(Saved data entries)

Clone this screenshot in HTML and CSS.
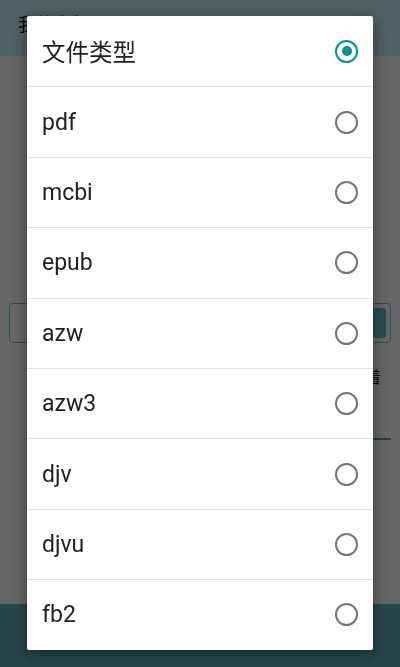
FILE: index.html
```html
<!DOCTYPE html>
<html lang="zh">
<head>
    <meta charset="UTF-8">
    <meta name="viewport" content="width=device-width, initial-scale=1.0">
    <title>文件类型</title>
    <link rel="stylesheet" href="styles.css">
</head>
<body>
    <div class="page">
        <div class="toolbar"><span class="toolbar-title">我的书架</span></div>
        <div class="content">
            <div class="search">
                <div class="search-input"></div>
                <div class="search-btn"></div>
            </div>
            <div class="hint">着</div>
            <div class="dots"></div>
            <div class="underline"></div>
        </div>
        <div class="footer"><span class="footer-text">本应用仅用于学习交流 请勿用于商业用途</span></div>
    </div>

    <div class="overlay"></div>

    <div class="dialog">
        <div class="row title-row">
            <span class="label title">文件类型</span>
            <span class="radio checked"></span>
        </div>
        <div class="row"><span class="label">pdf</span><span class="radio"></span></div>
        <div class="row"><span class="label">mcbi</span><span class="radio"></span></div>
        <div class="row"><span class="label">epub</span><span class="radio"></span></div>
        <div class="row"><span class="label">azw</span><span class="radio"></span></div>
        <div class="row"><span class="label">azw3</span><span class="radio"></span></div>
        <div class="row"><span class="label">djv</span><span class="radio"></span></div>
        <div class="row"><span class="label">djvu</span><span class="radio"></span></div>
        <div class="row"><span class="label">fb2</span><span class="radio"></span></div>
    </div>
</body>
</html>
```

FILE: styles.css
```css
body {
    margin: 0;
    font-family: Roboto, "Noto Sans CJK SC", sans-serif;
    background: #fff;
    overflow: hidden;
}
.page {
    height: 667px;
    display: flex;
    flex-direction: column;
}
.toolbar {
    height: 56px;
    background: #c8f0fa;
    padding-left: 18px;
    display: flex;
    align-items: center;
}
.toolbar-title {
    font-size: 18px;
    color: #222;
    margin-top: -10px;
}
.content {
    flex: 1;
    background: #fff;
    padding: 247px 9px 0 9px;
}
.search {
    height: 40px;
    border: 1px solid #66ccd6;
    border-radius: 4px;
    display: flex;
    padding: 4px;
    box-sizing: border-box;
}
.search-input {
    flex: 1;
}
.search-btn {
    width: 50px;
    background: #66c4c8;
    border-radius: 3px;
}
.hint {
    text-align: right;
    font-size: 16px;
    color: #222;
    margin-top: 21px;
    padding-right: 10px;
}
.dots {
    height: 50px;
}
.underline {
    height: 2px;
    margin-left: 360px;
    background: #5aa0a8;
}
.footer {
    height: 63px;
    background: #60b0b5;
    display: flex;
    justify-content: center;
    padding-top: 24px;
    box-sizing: border-box;
}
.footer-text {
    font-size: 15px;
    color: #444;
}
.overlay {
    position: fixed;
    inset: 0;
    background: rgba(0, 0, 0, 0.6);
}
.dialog {
    position: fixed;
    left: 27px;
    top: 16px;
    width: 346px;
    background: #fff;
    border-radius: 2px;
    box-shadow: 0 4px 16px rgba(0, 0, 0, 0.45);
}
.row {
    height: 70.4px;
    box-sizing: border-box;
    border-top: 1px solid #e2e2e2;
    display: flex;
    align-items: center;
    justify-content: space-between;
    padding: 0 15px 0 15px;
}
.title-row {
    border-top: none;
}
.label {
    font-size: 23px;
    color: #212121;
}
.title {
    font-size: 23.5px;
    font-family: "Noto Sans CJK SC", sans-serif;
}
.radio {
    width: 19px;
    height: 19px;
    border: 2px solid #757575;
    border-radius: 50%;
    display: flex;
    align-items: center;
    justify-content: center;
}
.radio.checked {
    border-color: #009688;
}
.radio.checked::after {
    content: "";
    width: 10px;
    height: 10px;
    border-radius: 50%;
    background: #009688;
}
```
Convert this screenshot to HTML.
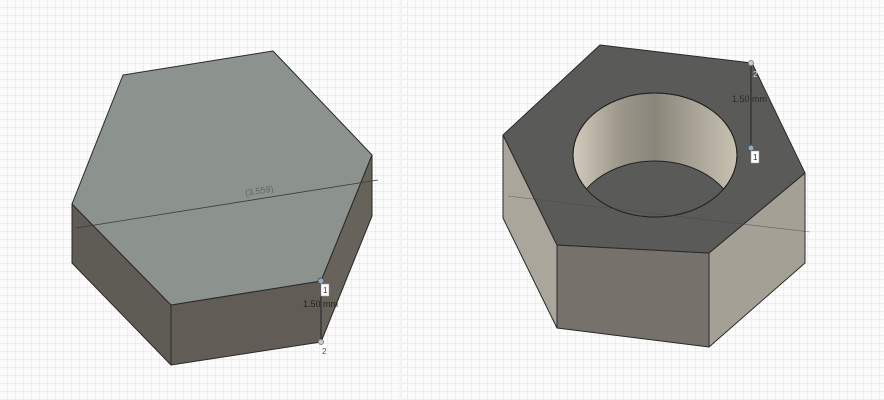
<!DOCTYPE html>
<html><head><style>
html,body{margin:0;padding:0;background:#fff;}
body{width:884px;height:400px;overflow:hidden;position:relative;}
</style></head><body>
<svg width="884" height="400" viewBox="0 0 884 400" xmlns="http://www.w3.org/2000/svg" style="position:absolute;left:0;top:0">
<defs>
<pattern id="g" width="8" height="8" patternUnits="userSpaceOnUse">
<path d="M8 0V8M0 8H8" stroke="#e2e2e2" stroke-width="1" fill="none"/>
</pattern>
<linearGradient id="wall" x1="0" x2="1" y1="0" y2="0">
<stop offset="0" stop-color="#d2cbbd"/>
<stop offset="0.3" stop-color="#9a9588"/>
<stop offset="0.5" stop-color="#8a867b"/>
<stop offset="0.75" stop-color="#a9a496"/>
<stop offset="1" stop-color="#c9c2b3"/>
</linearGradient>
<clipPath id="hole"><ellipse cx="655" cy="155" rx="82" ry="62"/></clipPath>
</defs>
<rect width="884" height="400" fill="#fbfbfb"/>
<rect width="884" height="400" fill="url(#g)"/>
<rect x="399" y="0" width="3" height="400" fill="#f4f4f4"/>

<!-- Left hex -->
<g stroke="#2a2a2a" stroke-width="1" stroke-linejoin="round">
<polygon points="72,204 171,305 171,365 72,263" fill="#5f5c55"/>
<polygon points="171,305 321,281 321,342 171,365" fill="#615d56"/>
<polygon points="372,155 321,281 321,342 372,216" fill="#67635b"/>
<polygon points="123,75 273,51 372,155 321,281 171,305 72,204" fill="#8c928e"/>
</g>
<line x1="76" y1="228" x2="378" y2="180" stroke="#3a3a3a" stroke-width="0.8"/>
<text x="245" y="194" font-family="Liberation Sans,sans-serif" font-size="9" fill="#666" transform="rotate(-9 258 191)">(3.559)</text>
<line x1="321" y1="281" x2="321" y2="342" stroke="#222" stroke-width="1"/>
<circle cx="321" cy="281" r="3" fill="#9ab" stroke="#456" stroke-width="1"/>
<rect x="321" y="284" width="8" height="12" fill="#fff" stroke="#999" stroke-width="0.5"/>
<text x="323" y="293" font-family="Liberation Sans,sans-serif" font-size="8" fill="#333">1</text>
<text x="303" y="307" font-family="Liberation Sans,sans-serif" font-size="9" fill="#222">1.50 mm</text>
<circle cx="321" cy="342" r="2.5" fill="#ccc" stroke="#888" stroke-width="1"/>
<text x="322" y="354" font-family="Liberation Sans,sans-serif" font-size="8" fill="#555">2</text>

<!-- Right hex -->
<g stroke="#2a2a2a" stroke-width="1" stroke-linejoin="round">
<polygon points="503,135 557,245 557,328 503,218" fill="#aba69b"/>
<polygon points="557,245 709,253 709,347 557,328" fill="#76726b"/>
<polygon points="709,253 805,173 805,263 709,347" fill="#a5a096"/>
<polygon points="600,45 752,63 805,173 709,253 557,245 503,135" fill="#5a5b58"/>
</g>
<ellipse cx="655" cy="155" rx="82" ry="62" fill="url(#wall)" stroke="#222" stroke-width="1"/>
<g clip-path="url(#hole)">
<ellipse cx="655" cy="223" rx="82" ry="62" fill="#5a5b58" stroke="#222" stroke-width="1"/>
</g>
<ellipse cx="655" cy="155" rx="82" ry="62" fill="none" stroke="#222" stroke-width="1"/>
<line x1="508" y1="196" x2="810" y2="232" stroke="#444" stroke-width="0.6" opacity="0.7"/>
<line x1="751" y1="63" x2="751" y2="148" stroke="#222" stroke-width="1"/>
<circle cx="751" cy="63" r="2.5" fill="#ccc" stroke="#888" stroke-width="1"/>
<text x="753" y="77" font-family="Liberation Sans,sans-serif" font-size="8" fill="#ddd">2</text>
<text x="732" y="102" font-family="Liberation Sans,sans-serif" font-size="9" fill="#2a2a2a">1.50 mm</text>
<circle cx="751" cy="148" r="3" fill="#9ab" stroke="#456" stroke-width="1"/>
<rect x="751" y="151" width="8" height="12" fill="#fff" stroke="#999" stroke-width="0.5"/>
<text x="753" y="160" font-family="Liberation Sans,sans-serif" font-size="8" fill="#333">1</text>
</svg>
</body></html>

◆ Goal ◆
Gather each line holding the string "screenshot".

◆ Answer to this problem ◆
Clone this screenshot in HTML and CSS.
Convert this screenshot to HTML.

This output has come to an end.